Throughout the 12 am to 4 am shift, six students, with the guidance and coaching of two staff members, rotated between three positions. Two students were always on bow watch, braving the swells and sea spray that sometimes swept aboard to be the first to see if there are any potential hazards on the horizon (eating on bow watch always comes with the bonus of a saltwater spray in food). On the hour, every hour, two other students would check to make sure the boat was functioning properly, with everything neatly put away. There would also be a student at the helm, using stars or landmasses to navigate. Depending on the Watch Team, students would rotate positions either every hour or at some other time interval.
Overall the passage was uneventful; sails were up, and for a while, the engine was turned off.
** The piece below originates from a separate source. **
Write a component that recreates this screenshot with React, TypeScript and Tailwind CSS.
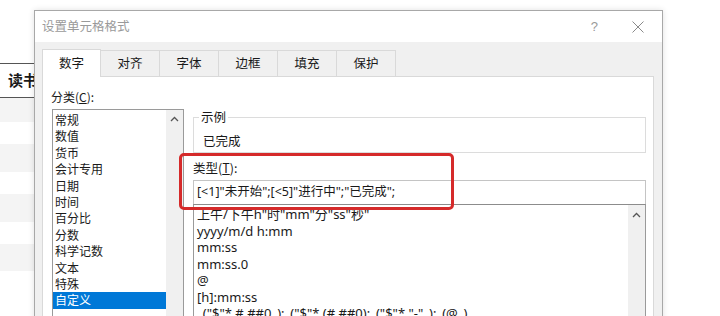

However, as we were sailing into the wind and the swells were quite large, Argo was in full pitch and swing for almost the entire time. Even those who claimed to have iron stomachs admitted to feeling nauseous during the passage.
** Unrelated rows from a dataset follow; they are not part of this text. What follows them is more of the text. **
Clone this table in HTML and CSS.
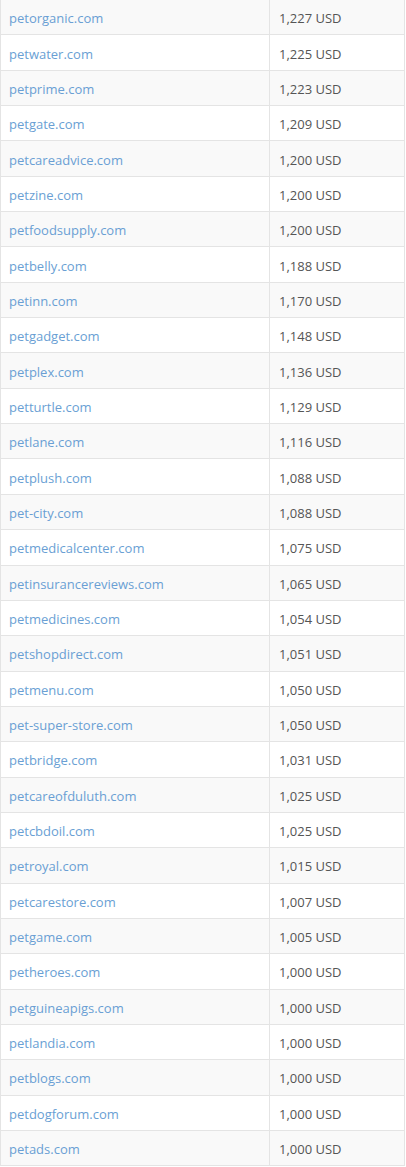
FILE: index.html
```html
<!DOCTYPE html>
<html>
<head>
<meta charset="utf-8">
<link rel="stylesheet" href="styles.css">
</head>
<body>
<table class="domains">
<tbody>
<tr><td class="name"><a href="#">petorganic.com</a></td><td class="price">1,227 USD</td></tr>
<tr><td class="name"><a href="#">petwater.com</a></td><td class="price">1,225 USD</td></tr>
<tr><td class="name"><a href="#">petprime.com</a></td><td class="price">1,223 USD</td></tr>
<tr><td class="name"><a href="#">petgate.com</a></td><td class="price">1,209 USD</td></tr>
<tr><td class="name"><a href="#">petcareadvice.com</a></td><td class="price">1,200 USD</td></tr>
<tr><td class="name"><a href="#">petzine.com</a></td><td class="price">1,200 USD</td></tr>
<tr><td class="name"><a href="#">petfoodsupply.com</a></td><td class="price">1,200 USD</td></tr>
<tr><td class="name"><a href="#">petbelly.com</a></td><td class="price">1,188 USD</td></tr>
<tr><td class="name"><a href="#">petinn.com</a></td><td class="price">1,170 USD</td></tr>
<tr><td class="name"><a href="#">petgadget.com</a></td><td class="price">1,148 USD</td></tr>
<tr><td class="name"><a href="#">petplex.com</a></td><td class="price">1,136 USD</td></tr>
<tr><td class="name"><a href="#">petturtle.com</a></td><td class="price">1,129 USD</td></tr>
<tr><td class="name"><a href="#">petlane.com</a></td><td class="price">1,116 USD</td></tr>
<tr><td class="name"><a href="#">petplush.com</a></td><td class="price">1,088 USD</td></tr>
<tr><td class="name"><a href="#">pet-city.com</a></td><td class="price">1,088 USD</td></tr>
<tr><td class="name"><a href="#">petmedicalcenter.com</a></td><td class="price">1,075 USD</td></tr>
<tr><td class="name"><a href="#">petinsurancereviews.com</a></td><td class="price">1,065 USD</td></tr>
<tr><td class="name"><a href="#">petmedicines.com</a></td><td class="price">1,054 USD</td></tr>
<tr><td class="name"><a href="#">petshopdirect.com</a></td><td class="price">1,051 USD</td></tr>
<tr><td class="name"><a href="#">petmenu.com</a></td><td class="price">1,050 USD</td></tr>
<tr><td class="name"><a href="#">pet-super-store.com</a></td><td class="price">1,050 USD</td></tr>
<tr><td class="name"><a href="#">petbridge.com</a></td><td class="price">1,031 USD</td></tr>
<tr><td class="name"><a href="#">petcareofduluth.com</a></td><td class="price">1,025 USD</td></tr>
<tr><td class="name"><a href="#">petcbdoil.com</a></td><td class="price">1,025 USD</td></tr>
<tr><td class="name"><a href="#">petroyal.com</a></td><td class="price">1,015 USD</td></tr>
<tr><td class="name"><a href="#">petcarestore.com</a></td><td class="price">1,007 USD</td></tr>
<tr><td class="name"><a href="#">petgame.com</a></td><td class="price">1,005 USD</td></tr>
<tr><td class="name"><a href="#">petheroes.com</a></td><td class="price">1,000 USD</td></tr>
<tr><td class="name"><a href="#">petguineapigs.com</a></td><td class="price">1,000 USD</td></tr>
<tr><td class="name"><a href="#">petlandia.com</a></td><td class="price">1,000 USD</td></tr>
<tr><td class="name"><a href="#">petblogs.com</a></td><td class="price">1,000 USD</td></tr>
<tr><td class="name"><a href="#">petdogforum.com</a></td><td class="price">1,000 USD</td></tr>
<tr><td class="name"><a href="#">petads.com</a></td><td class="price">1,000 USD</td></tr>
</tbody>
</table>
</body>
</html>
```
FILE: styles.css
```css
html, body {
  margin: 0;
  padding: 0;
  background: #ffffff;
}
body {
  font-family: "Open Sans", "Liberation Sans", sans-serif;
  font-size: 13px;
  color: #555555;
  overflow: hidden;
}
.domains {
  width: 405px;
  border-collapse: collapse;
  table-layout: fixed;
  margin-top: -1px;
}
.domains tr:nth-child(odd) td {
  background: #f9f9f9;
}
.domains td {
  height: 35.35px;
  box-sizing: border-box;
  padding: 2px 9px 0;
  border: 1px solid #e4e4e4;
  line-height: 18px;
  vertical-align: middle;
}
.domains td.name {
  width: 269px;
  padding-left: 8px;
}
.domains td.price {
  padding-left: 9px;
}
.domains a {
  color: #6a9fd4;
  text-decoration: none;
}
```
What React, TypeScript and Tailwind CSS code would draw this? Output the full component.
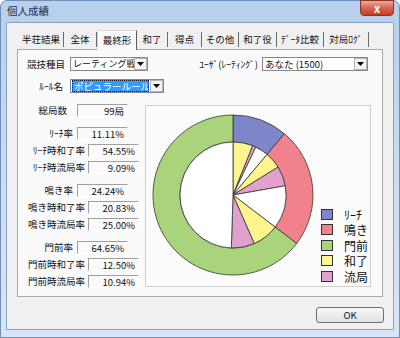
import React from "react";

const FONT = "font-['Noto_Sans_CJK_JP','Noto_Sans',sans-serif]";

const C = {
  blue: "#7d86c8",
  red: "#f1828c",
  green: "#a9d47b",
  yellow: "#fff58e",
  pink: "#e0a2cc",
};

function pt(cx: number, cy: number, r: number, a: number) {
  const t = (a * Math.PI) / 180;
  return [cx + r * Math.sin(t), cy - r * Math.cos(t)];
}

function sector(cx: number, cy: number, r0: number, r1: number, a0: number, a1: number) {
  const large = a1 - a0 > 180 ? 1 : 0;
  const [x1, y1] = pt(cx, cy, r1, a0);
  const [x2, y2] = pt(cx, cy, r1, a1);
  if (r0 === 0) {
    return `M${cx} ${cy} L${x1} ${y1} A${r1} ${r1} 0 ${large} 1 ${x2} ${y2} Z`;
  }
  const [x3, y3] = pt(cx, cy, r0, a1);
  const [x4, y4] = pt(cx, cy, r0, a0);
  return `M${x1} ${y1} A${r1} ${r1} 0 ${large} 1 ${x2} ${y2} L${x3} ${y3} A${r0} ${r0} 0 ${large} 0 ${x4} ${y4} Z`;
}

// outer share, 和了 ratio, 流局 ratio
const groups = [
  { color: C.blue, share: 11.11, win: 54.55, draw: 9.09 },
  { color: C.red, share: 24.24, win: 20.83, draw: 25.0 },
  { color: C.green, share: 64.65, win: 12.5, draw: 10.94 },
];

function Donut() {
  const cx = 87;
  const cy = 89;
  const outer: { d: string; fill: string }[] = [];
  const inner: { d: string; fill: string }[] = [];
  let a = 0;
  groups.forEach((g, i) => {
    const span = i === groups.length - 1 ? 360 - a : g.share * 3.6;
    const end = a + span;
    outer.push({ d: sector(cx, cy, 53, 80, a, end), fill: g.color });
    const w = (span * g.win) / 100;
    const dr = (span * g.draw) / 100;
    inner.push({ d: sector(cx, cy, 0, 53, a, a + w), fill: C.yellow });
    inner.push({ d: sector(cx, cy, 0, 53, a + w, a + w + dr), fill: C.pink });
    inner.push({ d: sector(cx, cy, 0, 53, a + w + dr, end), fill: "#ffffff" });
    a = end;
  });
  return (
    <svg width="168" height="180" viewBox="0 0 168 180" className="shrink-0">
      {outer.map((s, i) => (
        <path key={"o" + i} d={s.d} fill={s.fill} stroke="#333" strokeWidth={0.8} />
      ))}
      {inner.map((s, i) => (
        <path key={"i" + i} d={s.d} fill={s.fill} stroke="#333" strokeWidth={0.8} />
      ))}
    </svg>
  );
}

const legend = [
  { label: "ﾘｰﾁ", color: C.blue },
  { label: "鳴き", color: C.red },
  { label: "門前", color: C.green },
  { label: "和了", color: C.yellow },
  { label: "流局", color: C.pink },
];

function Arrow() {
  return (
    <svg width="7" height="4" viewBox="0 0 7 4">
      <path d="M0 0h7L3.5 4z" fill="#000" />
    </svg>
  );
}

const tabs = [
  { label: "半荘結果", w: "w-[45px]" },
  { label: "全体", w: "w-[33px]" },
  { label: "最終形", w: "w-[40px]", active: true },
  { label: "和了", w: "w-[31px]" },
  { label: "得点", w: "w-[34px]" },
  { label: "その他", w: "w-[37px]" },
  { label: "和了役", w: "w-[38px]" },
  { label: "ﾃﾞｰﾀ比較", w: "w-[47px]" },
  { label: "対局ﾛｸﾞ", w: "w-[45px]" },
];

const statGroups = [
  [{ label: "総局数", value: "99局", sub: false, pad: true }],
  [
    { label: "ﾘｰﾁ率", value: "11.11%", sub: false },
    { label: "ﾘｰﾁ時和了率", value: "54.55%", sub: true },
    { label: "ﾘｰﾁ時流局率", value: "9.09%", sub: true },
  ],
  [
    { label: "鳴き率", value: "24.24%", sub: false },
    { label: "鳴き時和了率", value: "20.83%", sub: true },
    { label: "鳴き時流局率", value: "25.00%", sub: true },
  ],
  [
    { label: "門前率", value: "64.65%", sub: false },
    { label: "門前時和了率", value: "12.50%", sub: true },
    { label: "門前時流局率", value: "10.94%", sub: true },
  ],
];

export default function App() {
  return (
    <div className={`w-[400px] h-[338px] flex flex-col rounded-t-[7px] border border-[#6f8fb6] bg-linear-to-b from-[#b7cfec] via-[#cbdcf1] to-[#d8e5f5] text-[9.5px] text-[#111] ${FONT}`}>
      {/* title bar */}
      <div className="h-[21px] flex items-start justify-between pl-[6px] pr-[5px]">
        <span className="h-[19px] flex items-center text-[10.5px] text-[#1b2f4a]">個人成績</span>
        <div className="w-[34px] h-[16px] -mt-[1px] rounded-b-[4px] border border-[#8a3226] bg-linear-to-b from-[#e9a797] via-[#d6654f] to-[#c43d25] flex items-center justify-center text-white text-[11px] font-bold leading-none">
          x
        </div>
      </div>

      {/* client */}
      <div className="flex-1 mx-[5px] mb-[7px] border border-[#8aa3c2] bg-[#f0f0f0] flex flex-col">
        {/* tabs */}
        <div className="mt-[7px] pl-[12px] h-[19px] flex items-end">
          {tabs.map((t) =>
            t.active ? (
              <div
                key={t.label}
                className={`${t.w} h-[20px] -mb-[1px] relative z-10 bg-[#fafafa] border-l border-t border-[#d6d6d6] border-r border-r-[#5a5a5a] flex items-center justify-center pb-[1px]`}
              >
                {t.label}
              </div>
            ) : (
              <div
                key={t.label}
                className={`${t.w} h-[15px] mb-[2px] border-r border-[#6a6a6a] flex items-center justify-center`}
              >
                {t.label}
              </div>
            )
          )}
        </div>

        {/* panel */}
        <div className="mx-[10px] h-[248px] border border-[#a9a9a9] bg-[#fafafa] flex flex-col">
          <div className="mt-[7px] h-[14px] flex items-center">
            <span className="w-[47px] text-right">競技種目</span>
            <div className="ml-[5px] w-[78px] h-[14px] bg-white border border-[#828790] flex items-center">
              <span className="flex-1 pl-[2px] overflow-hidden whitespace-nowrap leading-[12px] text-[9px]">レーティング戦</span>
              <div className="shrink-0 w-[13px] h-[12px] border border-[#b5b5b5] bg-[#f4f4f4] flex items-center justify-center">
                <Arrow />
              </div>
            </div>
            <span className="ml-[44px] w-[66px] text-right whitespace-nowrap">ﾕｰｻﾞ(ﾚｰﾃｨﾝｸﾞ)</span>
            <div className="ml-[4px] w-[106px] h-[14px] bg-white border border-[#828790] flex items-center">
              <span className="flex-1 pl-[2px] whitespace-nowrap leading-[12px]">あなた (1500)</span>
              <div className="shrink-0 w-[13px] h-[12px] border border-[#b5b5b5] bg-[#f4f4f4] flex items-center justify-center">
                <Arrow />
              </div>
            </div>
          </div>

          <div className="mt-[8px] h-[14px] flex items-center">
            <span className="w-[45px] text-right">ﾙｰﾙ名</span>
            <div className="ml-[7px] w-[94px] h-[14px] bg-white border border-[#828790] flex items-center">
              <span className="ml-[1px] w-[77px] h-[12px] bg-[#3399ff] text-white border border-dotted border-[#1a1a1a] pl-[1px] flex items-center leading-[10px] whitespace-nowrap overflow-hidden">
                ポピュラールール
              </span>
              <div className="shrink-0 ml-auto w-[13px] h-[12px] border border-[#b5b5b5] bg-[#f4f4f4] flex items-center justify-center">
                <Arrow />
              </div>
            </div>
          </div>

          <div className="mt-[11px] flex">
            {/* stats */}
            <div className="w-[127px] flex flex-col">
              {statGroups.map((g, gi) => (
                <div key={gi} className={`flex flex-col gap-[4px] ${gi > 0 ? "mt-[10px]" : ""}`}>
                  {g.map((r) => (
                    <div key={r.label} className="h-[13px] flex items-center">
                      <span
                        className={`${r.sub ? "w-[67px] mr-[3px]" : "w-[55px] mr-[4px]"} ${
                          "pad" in r ? "pr-[6px]" : ""
                        } text-right whitespace-nowrap`}
                      >
                        {r.label}
                      </span>
                      <span className="w-[51px] h-[13px] border-t border-l border-[#a0a0a0] border-r border-b border-r-white border-b-white pr-[3px] text-right leading-[12px]">
                        {r.value}
                      </span>
                    </div>
                  ))}
                </div>
              ))}
            </div>

            {/* chart */}
            <div className="mt-[1px] w-[226px] h-[182px] border border-[#d0d0d0] bg-[#fbfbfb] flex items-end">
              <Donut />
              <div className="ml-[7px] pb-[2px] flex flex-col">
                {legend.map((l) => (
                  <div key={l.label} className="h-[15.5px] flex items-center">
                    <span className="shrink-0 w-[12px] h-[11px] border border-[#333]" style={{ backgroundColor: l.color }} />
                    <span className="ml-[11px] text-[12px] leading-[13px] whitespace-nowrap">{l.label}</span>
                  </div>
                ))}
              </div>
            </div>
          </div>
        </div>

        {/* footer */}
        <div className="mt-[10px] mr-[9px] flex justify-end">
          <div className="w-[68px] h-[16px] rounded-[3px] border border-[#707070] bg-linear-to-b from-[#f7f7f7] to-[#e2e2e2] flex items-center justify-center">
            OK
          </div>
        </div>
      </div>
    </div>
  );
}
Finally, Argo reached Les Saintes. Many were grateful to return to calmer waters and no longer felt inclined to use seasickness medication. Watch Teams 1 and 3 worked together to drop the sails and bring Argo safely into the harbor. For the rest of the crew, the day began at noon, with lunch being the first group activity of the day. Then, as an appreciation to Argo for carrying us the 236 nautical miles, the entire crew partook in a boat appreciation session.
Boat Appreciation means that the crew spent several hours taking care of our girl: cleaning bunks, the salon, the galley, and the deck. Removing several days’ worth of salt build-up was hard but ultimately rewarding work. At this time, laundry was also sent to shore.
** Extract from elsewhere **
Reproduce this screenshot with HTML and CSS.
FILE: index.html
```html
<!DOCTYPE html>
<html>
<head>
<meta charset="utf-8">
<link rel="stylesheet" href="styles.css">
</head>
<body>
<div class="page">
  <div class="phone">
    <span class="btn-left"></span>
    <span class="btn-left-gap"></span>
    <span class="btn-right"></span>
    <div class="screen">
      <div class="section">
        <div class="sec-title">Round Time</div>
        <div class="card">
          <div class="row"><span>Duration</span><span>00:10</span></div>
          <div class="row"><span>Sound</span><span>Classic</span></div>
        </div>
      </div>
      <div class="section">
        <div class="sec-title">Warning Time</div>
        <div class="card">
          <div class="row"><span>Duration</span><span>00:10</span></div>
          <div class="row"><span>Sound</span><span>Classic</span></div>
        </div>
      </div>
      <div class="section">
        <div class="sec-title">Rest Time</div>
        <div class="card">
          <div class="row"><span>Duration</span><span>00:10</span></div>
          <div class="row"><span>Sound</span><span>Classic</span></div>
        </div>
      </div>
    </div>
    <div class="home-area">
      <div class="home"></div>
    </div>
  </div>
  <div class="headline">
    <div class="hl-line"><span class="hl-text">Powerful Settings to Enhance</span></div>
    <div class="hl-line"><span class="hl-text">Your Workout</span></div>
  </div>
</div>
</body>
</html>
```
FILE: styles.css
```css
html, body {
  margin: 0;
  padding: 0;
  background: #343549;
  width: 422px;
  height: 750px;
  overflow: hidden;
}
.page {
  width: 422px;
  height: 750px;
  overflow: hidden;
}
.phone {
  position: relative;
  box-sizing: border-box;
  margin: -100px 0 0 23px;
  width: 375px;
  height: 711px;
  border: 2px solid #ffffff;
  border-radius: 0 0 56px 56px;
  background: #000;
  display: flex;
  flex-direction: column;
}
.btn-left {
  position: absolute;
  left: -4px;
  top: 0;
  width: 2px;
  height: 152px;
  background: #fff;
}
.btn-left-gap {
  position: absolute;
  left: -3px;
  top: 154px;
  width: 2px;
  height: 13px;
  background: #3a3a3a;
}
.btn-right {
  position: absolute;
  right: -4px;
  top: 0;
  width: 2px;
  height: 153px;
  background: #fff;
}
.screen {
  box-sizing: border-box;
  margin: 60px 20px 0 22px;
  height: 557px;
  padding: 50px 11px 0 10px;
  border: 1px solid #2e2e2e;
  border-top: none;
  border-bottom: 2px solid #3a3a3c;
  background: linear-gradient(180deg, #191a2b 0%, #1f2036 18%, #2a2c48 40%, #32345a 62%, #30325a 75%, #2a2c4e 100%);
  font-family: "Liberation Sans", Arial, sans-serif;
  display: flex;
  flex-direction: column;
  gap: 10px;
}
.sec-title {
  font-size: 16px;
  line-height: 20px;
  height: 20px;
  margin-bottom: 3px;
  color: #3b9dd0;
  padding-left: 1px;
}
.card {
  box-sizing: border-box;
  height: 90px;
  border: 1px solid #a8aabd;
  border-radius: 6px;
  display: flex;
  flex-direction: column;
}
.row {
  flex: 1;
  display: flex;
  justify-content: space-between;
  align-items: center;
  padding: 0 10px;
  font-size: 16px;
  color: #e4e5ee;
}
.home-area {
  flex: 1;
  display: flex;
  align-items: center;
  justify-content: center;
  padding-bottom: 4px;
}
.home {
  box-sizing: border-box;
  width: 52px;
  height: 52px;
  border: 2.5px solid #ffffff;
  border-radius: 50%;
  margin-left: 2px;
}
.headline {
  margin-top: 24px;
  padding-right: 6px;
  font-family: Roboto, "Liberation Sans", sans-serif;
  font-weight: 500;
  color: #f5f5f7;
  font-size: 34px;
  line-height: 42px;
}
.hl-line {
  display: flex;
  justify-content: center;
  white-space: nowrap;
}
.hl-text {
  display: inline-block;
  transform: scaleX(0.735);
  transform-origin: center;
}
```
As soon as Argo gleamed, some students decided to go free diving; others decided to stay on work on their various projects and assignments or swim around the boat. At the same time, Meg, Ivan, and Seby worked on dinner while singing along to Ivan’s rocking playlist.
It’s only been ten days, but, for most of us, it feels like we’ve been here for three weeks the danger of forgetting people’s names passed by day two or three. And we are slowly gaining our sea legs. We’ve come a long way and still have an even longer way to go. Despite the moaning and groaning that accompanies the possibility of deck showers, I have complete confidence that our crew will find it hard to say goodbye to each other and this amazing experience by the time April arrives.
Pictured: A variety of shots from arriving in the harbor in Les Saintes this morning; getting the boat “put to bed” aka sails down, sail covers on, etc.; boat appreciation cleaning projects; lunch; free time/swim time; Argo looking sparkly; our leadership class where we did group challenges blindfolded; and our group mission statement that we built during leadership class tonight.